Hancock remembers getting an earful from charities with different points of view on the matter; ultimately, the legislation went nowhere.
“No sector is a monolith, whether it’s the car industry, whether it’s banks or utilities,” he says. “It’s rare that you do something and everybody in the sector is on board.”
Debate over charitable regulations and tax policy has a tendency to get even more impassioned, he says, because the goal is to encourage citizen involvement and get people to share their wealth.
“There is a moral aspect to it that doesn’t otherwise exist for state or corporate tax,” he says. “That’s why people get so intense on this issue.”
Since Camp took a stab at it, the biggest attempt to push donor-advised funds to distribute more of their cash to charities didn’t even have a payout requirement. A bill that saw committee action in the California General Assembly earlier this year would have simply allowed the state to track the flow of money in and out of the accounts.
The state’s community foundations and national donor-advised-fund sponsors took a dim view of the bill. They said it would be a hassle and an added expense to track funds at the individual account level.
While still in committee, the bill attracted tens of thousands of dollars in lobbying activity from the state’s nonprofits, community foundations, and national commercial funds, and eventually it was killed.
Kat Taylor, a philanthropist who helped lead the California effort and who has signed on to the current one, says the push for the California bill lacked a “galvanized” coalition of nonprofits making their case for lawmakers. The new federal proposal has a number of advantages that should give it traction in Congress, she says. In addition to seeking community foundation sign-on, the new proposal also includes a big sweetener with widespread support in philanthropy: creating a “universal deduction” that would allow all taxpayers to write off charitable giving regardless of whether they itemize.

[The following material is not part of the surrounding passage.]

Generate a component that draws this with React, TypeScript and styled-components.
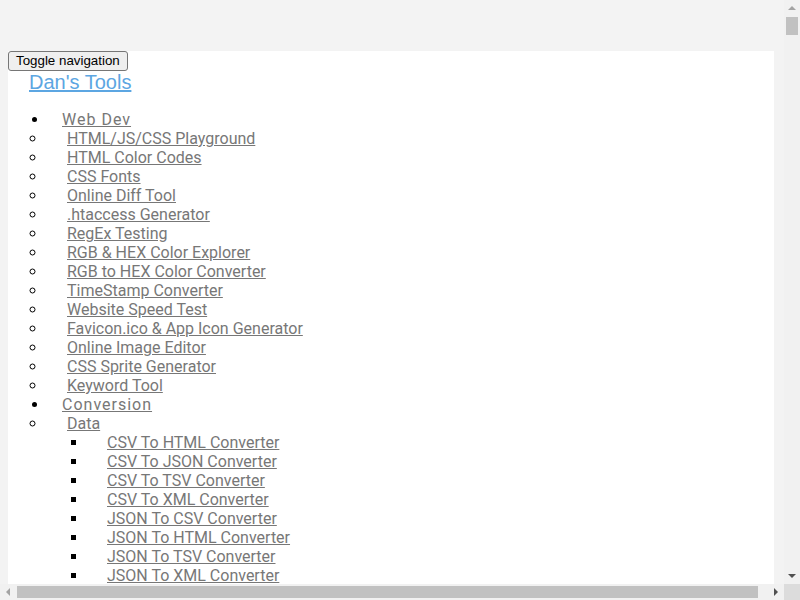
import styled, { createGlobalStyle, css } from "styled-components";

const GlobalStyle = createGlobalStyle`
  html, body {
    margin: 0;
    height: 100%;
    overflow: hidden;
    background: #f3f3f3;
  }
  body {
    font-family: Roboto, "Liberation Sans", sans-serif;
  }
`;

// browser window: page area plus the classic scrollbars
const Viewport = styled.div`
  display: grid;
  grid-template-columns: 1fr 16px;
  grid-template-rows: 1fr 16px;
  width: 100vw;
  height: 100vh;
  background: #f3f3f3;
`;

const ScrollArea = styled.div`
  overflow: hidden;
  min-width: 0;
  min-height: 0;
`;

const VScrollbar = styled.div`
  display: flex;
  flex-direction: column;
  background: #f1f1f1;
`;

const HScrollbar = styled.div`
  display: flex;
  flex-direction: row;
  background: #f1f1f1;
`;

const Corner = styled.div`
  background: #dcdcdc;
`;

const ArrowBox = styled.div`
  flex: 0 0 16px;
  width: 16px;
  height: 16px;
  display: flex;
  align-items: center;
  justify-content: center;
`;

type Dir = "up" | "down" | "left" | "right";

const Arrow = styled.span<{ $dir: Dir; $active?: boolean }>`
  width: 0;
  height: 0;
  ${(p) => {
    const c = p.$active ? "#505050" : "#a3a3a3";
    switch (p.$dir) {
      case "up":
        return css`
          border-left: 4px solid transparent;
          border-right: 4px solid transparent;
          border-bottom: 4px solid ${c};
        `;
      case "down":
        return css`
          border-left: 4px solid transparent;
          border-right: 4px solid transparent;
          border-top: 4px solid ${c};
        `;
      case "left":
        return css`
          border-top: 4px solid transparent;
          border-bottom: 4px solid transparent;
          border-right: 4px solid ${c};
        `;
      default:
        return css`
          border-top: 4px solid transparent;
          border-bottom: 4px solid transparent;
          border-left: 4px solid ${c};
        `;
    }
  }}
`;

const VTrack = styled.div`
  flex: 1;
  padding: 1px 2px 0 2px;
`;

const HTrack = styled.div`
  flex: 1;
  padding: 2px 0 2px 1px;
`;

const VThumb = styled.div`
  height: 18px;
  background: #c1c1c1;
`;

const HThumb = styled.div`
  width: 741px;
  height: 100%;
  background: #c1c1c1;
`;

const PageRoot = styled.div`
  padding: 50px 8px 8px 8px;
`;

const NavbarRoot = styled.nav`
  background: #ffffff;
  margin-right: 2px;
`;

const ToggleButton = styled.button`
  display: block;
  margin: 1px 0 0 0;
  padding: 1px 7px;
  font-family: "Liberation Sans", Arial, sans-serif;
  font-size: 13.33px;
  line-height: 16px;
  color: #000;
  background: #efefef;
  border: 1px solid #767676;
  border-radius: 3px;
`;

const Brand = styled.a`
  display: inline-block;
  margin-left: 21px;
  font-family: "Liberation Sans", Arial, sans-serif;
  font-size: 20px;
  line-height: 23px;
  color: #5ca6e2;
  text-decoration: underline;
  cursor: pointer;
`;

const TopList = styled.ul`
  margin: 16px 0 0 0;
  padding: 0 0 0 41px;
  list-style: disc;
  font-size: 16px;
  line-height: 19px;
`;

const SubList = styled.ul<{ $level: 2 | 3 }>`
  margin: 0 0 0 ${(p) => (p.$level === 2 ? -2 : 0)}px;
  padding: 0 0 0 ${(p) => (p.$level === 2 ? 0 : 41)}px;
  list-style: ${(p) => (p.$level === 3 ? "square" : "circle")};
`;

const NavLink = styled.a<{ $level: 1 | 2 | 3 }>`
  margin-left: ${(p) => (p.$level === 1 ? 13 : p.$level === 2 ? 20 : 19)}px;
  color: #777777;
  letter-spacing: ${(p) => (p.$level === 1 ? "1px" : "0")};
  text-decoration: underline;
  cursor: pointer;
`;

type Group = { name: string; items?: string[]; groups?: { name: string; items: string[] }[] };

const menu: Group[] = [
  {
    name: "Web Dev",
    items: [
      "HTML/JS/CSS Playground",
      "HTML Color Codes",
      "CSS Fonts",
      "Online Diff Tool",
      ".htaccess Generator",
      "RegEx Testing",
      "RGB & HEX Color Explorer",
      "RGB to HEX Color Converter",
      "TimeStamp Converter",
      "Website Speed Test",
      "Favicon.ico & App Icon Generator",
      "Online Image Editor",
      "CSS Sprite Generator",
      "Keyword Tool",
    ],
  },
  {
    name: "Conversion",
    groups: [
      {
        name: "Data",
        items: [
          "CSV To HTML Converter",
          "CSV To JSON Converter",
          "CSV To TSV Converter",
          "CSV To XML Converter",
          "JSON To CSV Converter",
          "JSON To HTML Converter",
          "JSON To TSV Converter",
          "JSON To XML Converter",
          "TSV To CSV Converter",
          "TSV To HTML Converter",
          "TSV To JSON Converter",
          "TSV To XML Converter",
        ],
      },
      {
        name: "Text",
        items: ["Case Converter", "Text To Binary", "Binary To Text", "Text To Hex"],
      },
    ],
  },
  {
    name: "Encoders / Decoders",
    items: ["Base64 Encode / Decode", "URL Encode / Decode", "MD5 Hash Generator"],
  },
];

function App() {
  return (
    <>
      <GlobalStyle />
      <Viewport>
        <ScrollArea>
          <PageRoot>
            <NavbarRoot>
              <ToggleButton type="button">Toggle navigation</ToggleButton>
              <Brand>Dan's Tools</Brand>
              <TopList>
                {menu.map((group) => (
                  <li key={group.name}>
                    <NavLink $level={1}>{group.name}</NavLink>
                    <SubList $level={2}>
                      {group.items &&
                        group.items.map((item) => (
                          <li key={item}>
                            <NavLink $level={2}>{item}</NavLink>
                          </li>
                        ))}
                      {group.groups &&
                        group.groups.map((sub) => (
                          <li key={sub.name}>
                            <NavLink $level={2}>{sub.name}</NavLink>
                            <SubList $level={3}>
                              {sub.items.map((item) => (
                                <li key={item}>
                                  <NavLink $level={3}>{item}</NavLink>
                                </li>
                              ))}
                            </SubList>
                          </li>
                        ))}
                    </SubList>
                  </li>
                ))}
              </TopList>
            </NavbarRoot>
          </PageRoot>
        </ScrollArea>
        <VScrollbar>
          <ArrowBox>
            <Arrow $dir="up" />
          </ArrowBox>
          <VTrack>
            <VThumb />
          </VTrack>
          <ArrowBox>
            <Arrow $dir="down" $active />
          </ArrowBox>
        </VScrollbar>
        <HScrollbar>
          <ArrowBox>
            <Arrow $dir="left" />
          </ArrowBox>
          <HTrack>
            <HThumb />
          </HTrack>
          <ArrowBox>
            <Arrow $dir="right" $active />
          </ArrowBox>
        </HScrollbar>
        <Corner />
      </Viewport>
    </>
  );
}

export default App;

Taylor says that philanthropy is being slammed by critics who say foundations and individual donors are hoarding wealth in foundation endowments and donor-advised funds. Philanthropy should “read the writing on the wall” and back legislative changes or be prepared to weather further damage to its reputation.
“All of these measures would improve the accountability and impact of philanthropy,” she says. “The last thing you want to do is for charity or philanthropy to lose its credibility.”
Dan Parks contributed to this article.